Stories from the Barn
A hive of activity in the Hampshire downlands
Lambing Season is on its way
Lambing season is on its way for many parts of the UK.
It’s a busy time for farmers as lambing season gets underway. It is one of the joys of countryside living, everyone looks forward to seeing the lambs in the fields. It is a real and certain message that Winter is behind us and the seasons are moving on.
The Down land fields around the barn are full of pregnant ewes. They have been part of this landscape for centuries, grazing the chalk uplands and shaping the land. Having just enjoyed reading ‘A Shepherd’s Life’ by W.H Hudson again, it seems the role of shepherd was such a vital part of the economy going back hundreds of years.
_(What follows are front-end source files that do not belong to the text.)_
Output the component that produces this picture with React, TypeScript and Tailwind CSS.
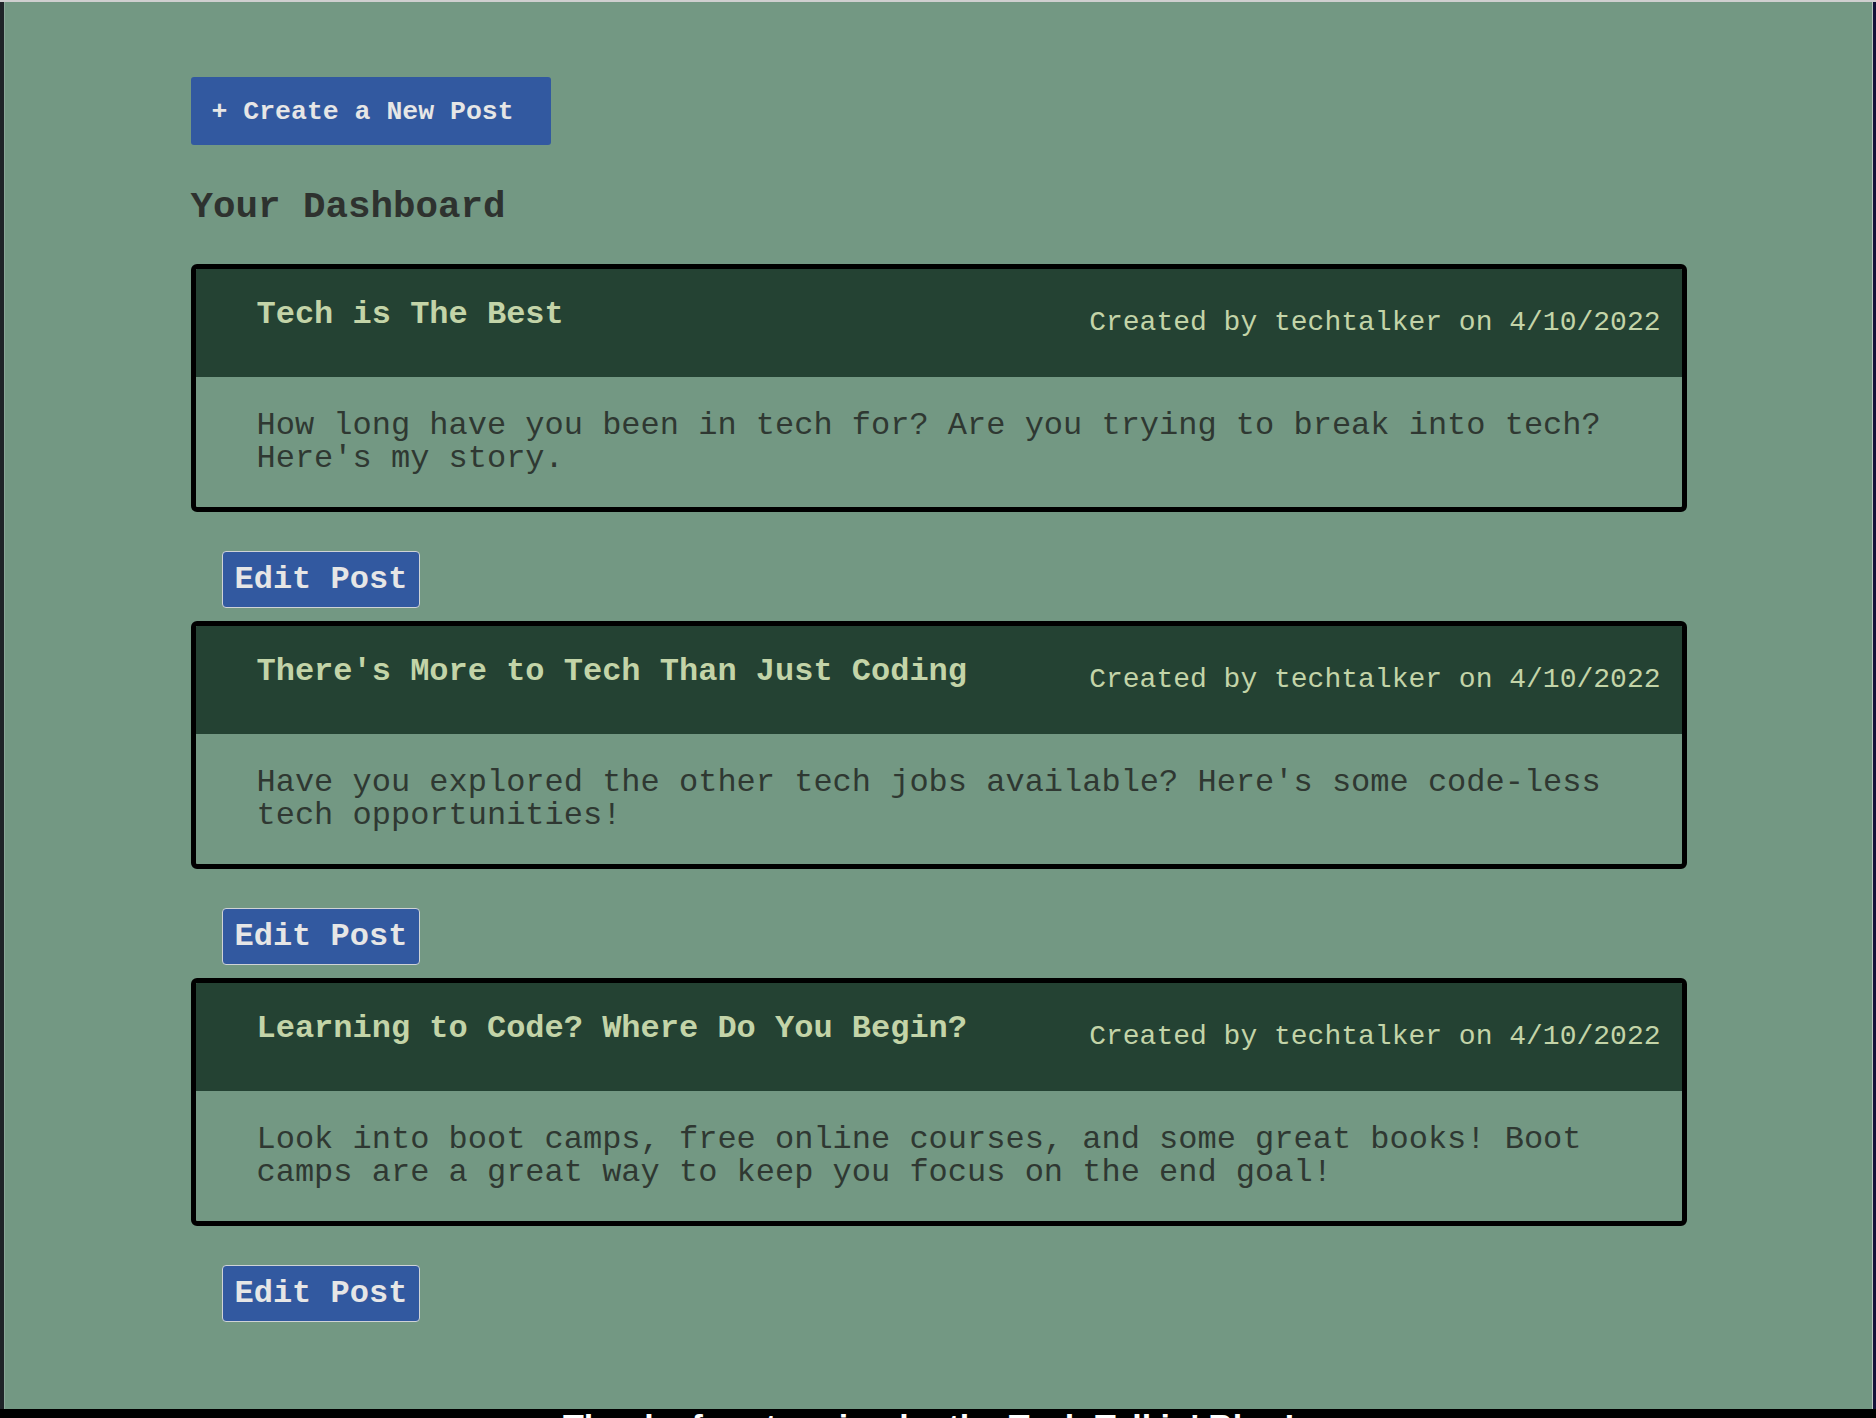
import React from 'react';

interface Post {
  id: number;
  title: string;
  body: string;
  author: string;
  date: string;
}

const posts: Post[] = [
  {
    id: 1,
    title: 'Tech is The Best',
    body: "How long have you been in tech for? Are you trying to break into tech? Here's my story.",
    author: 'techtalker',
    date: '4/10/2022',
  },
  {
    id: 2,
    title: "There's More to Tech Than Just Coding",
    body: "Have you explored the other tech jobs available? Here's some code-less tech opportunities!",
    author: 'techtalker',
    date: '4/10/2022',
  },
  {
    id: 3,
    title: 'Learning to Code? Where Do You Begin?',
    body: 'Look into boot camps, free online courses, and some great books! Boot camps are a great way to keep you focus on the end goal!',
    author: 'techtalker',
    date: '4/10/2022',
  },
];

const PostCard: React.FC<{ post: Post }> = ({ post }) => (
  <div>
    <div className="border-[5px] border-black rounded-[6px] overflow-hidden">
      <div className="h-[108px] bg-[#244233] flex items-start justify-between pl-[61px] pr-[21px]">
        <h3 className="pt-[30px] text-[32px] leading-[32px] font-bold text-[#c3d4a8]">
          {post.title}
        </h3>
        <p className="pt-[40px] text-[28px] leading-[28px] text-[#c3d4a8] whitespace-nowrap">
          Created by {post.author} on {post.date}
        </p>
      </div>
      <div className="h-[130px] pl-[61px] pr-[21px] pt-[32px]">
        <p className="text-[32px] leading-[33px] text-[#2f3832]">{post.body}</p>
      </div>
    </div>
    <button className="mt-[39px] mb-[13px] ml-[31px] h-[57px] px-[12px] flex items-center bg-[#3259a0] border border-[#cfd3d6] rounded-[4px] text-[32px] leading-[32px] font-bold text-[#e6e6e6]">
      Edit Post
    </button>
  </div>
);

export default function App() {
  return (
    <div className="w-full h-[1418px] overflow-hidden flex flex-col bg-black font-['Liberation_Mono','Courier_New',monospace]">
      <div className="h-[2px] shrink-0 bg-[#cfcfcf]" />
      <div className="h-[1407px] shrink-0 flex">
        <div className="w-[5px] shrink-0 bg-[#1f2428] border-r border-[#8aa898]" />
        <main className="flex-1 bg-[#739883]">
          <div className="w-[1496px] mx-auto pt-[75px]">
            <button className="w-[360px] h-[68px] pl-[21px] pt-[22px] text-left flex items-start bg-[#3259a0] rounded-[3px] text-[26.5px] leading-[26.5px] font-bold text-[#e6e6e6]">
              + Create a New Post
            </button>
            <h2 className="mt-[43px] mb-[38px] text-[37.5px] leading-[38px] font-bold text-[#2e322f]">
              Your Dashboard
            </h2>
            {posts.map((post) => (
              <PostCard key={post.id} post={post} />
            ))}
          </div>
        </main>
        <div className="w-[1px] shrink-0 bg-[#b9c4bd]" />
        <div className="w-[3px] shrink-0 bg-[#14123a]" />
      </div>
      <footer className="h-[60px] shrink-0 bg-black pl-[563px]">
        <p className="font-['Liberation_Sans',Arial,sans-serif] text-[34px] leading-none font-bold text-white whitespace-nowrap">
          Thanks for stopping by the Tech Talkin' Blog!
        </p>
      </footer>
    </div>
  );
}
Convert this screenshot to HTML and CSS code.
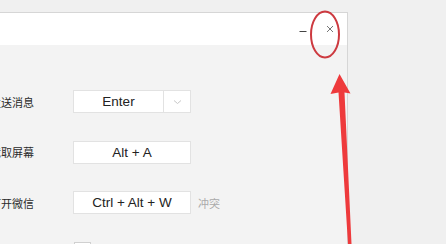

Preparing for the new lambs.
The period from March through April is probably the busiest time for most farms but work starts long before. The health of the new lambs begins months beforehand as each sheep is carefully monitored. The ewes are scanned to determine how many lambs they are carrying. Their nutrition is then carefully fine tuned so that each ewe gets the right amount of feed.
It is essential for farmers to ensure the ewe has a good diet so that they can produce good sized lambs. It means keeping an eye on the grass levels through January and February. Farmers can often be seen taking out hay, silage or grain to supplement the Winter grass. Farmers then need to monitor the ewes to make sure they do not put on too much weight as an overweight ewe can have big lambs which cause birthing problems.
Some lambs will give birth in the field but many flocks will be kept indoors in birthing pens, where they can give birth in the dry and warm. Any complications during can be dealt with quickly as well. Once the lamb is born it continues to need care and attention as young lambs are vulnerable creatures. They rely on their mum’s colostrum to give them immunity to disease and they need to be kept warm and dry. The work and care needed to produce a healthy lamb is more complex than most of us know and returns vary each year. Therefore it is essential for farmers to use all the tools available, especially when they could be lambing over 500 lambs.
How then did our ancestors cope with lambing?
The Medieval Lambing Season.
The Medieval lambing season was a very different affair, sheep were bred for wool, milk and meat. By the time of the Black Death sheep husbandry was already a very important part of the economy in Britain. Both sheep fleece and meat were valuable products and a successful lambing season could mean the difference between profit and loss. Records from farms of that period show a considerable fluctuation in the weight of fleeces and mortality rates in the flocks.
Climate change was in part responsible for this. The Winters from about 1370 – 1450 certainly recorded a few exceptionally bitter episodes. However there were also many milder Winters. Another likely reason for changes in the quality of the lambing season was the price of wool. If wool prices were high then the sheep were well fed with supplementary feeding. When the wool prices dropped, feeds were cut and the sheep produced weak and sickly lambs. There also seems to have been a decline in good quality hay for the sheep to eat. Back in the C15th, the health and productivity of sheep was as dependent on the quality of fodder as it is now.
Milking the ewes.
Ewes in the C14th were also milked. Ewe milk was more nutritious than cow milk and made wonderful cheese. This had a two pronged effect. The lambs were weaned earlier and fed cows milk instead not nearly as good for them. Prolonging the lactation of the ewes also disturbed their breeding cycle resulting in barren sheep.
The role of the shepherd in the lambing season.
The work of the shepherd during the lambing season was perhaps the most critical factor in success or failure. They attended to sheep during the delivery of lambs but just as important they carefully watched the lambs and sheep in the months after birth. Suckling ewes could have all sorts of problems with udder infections which, if not caught in time could lead to death. Weaning of the lambs was also a skilled job requiring detailed observation. A lamb let onto pasture too early could die of inflammation. Following the black death there could quite possibly have been a shortage of skilled shepherds. Shepherds were also left with larger and larger flocks, all adding to the stress of a successful lambing season.
Sometimes shepherds brought sheep into a Winter holding area but such decisions were driven by economics. If it was not viable economically depending on wool prices, then the sheep were treated quite harshly.
Medieval sheep were largely bred for wool. This did eventually change as the wool markets faltered and breeding flocks were kept as against flocks for wool production. This would change animal husbandry as too much inbreeding resulted in a poor show of lambs. Over the next three hundred years, the agricultural revolution and the enclosure acts had profound implications for sheep rearing.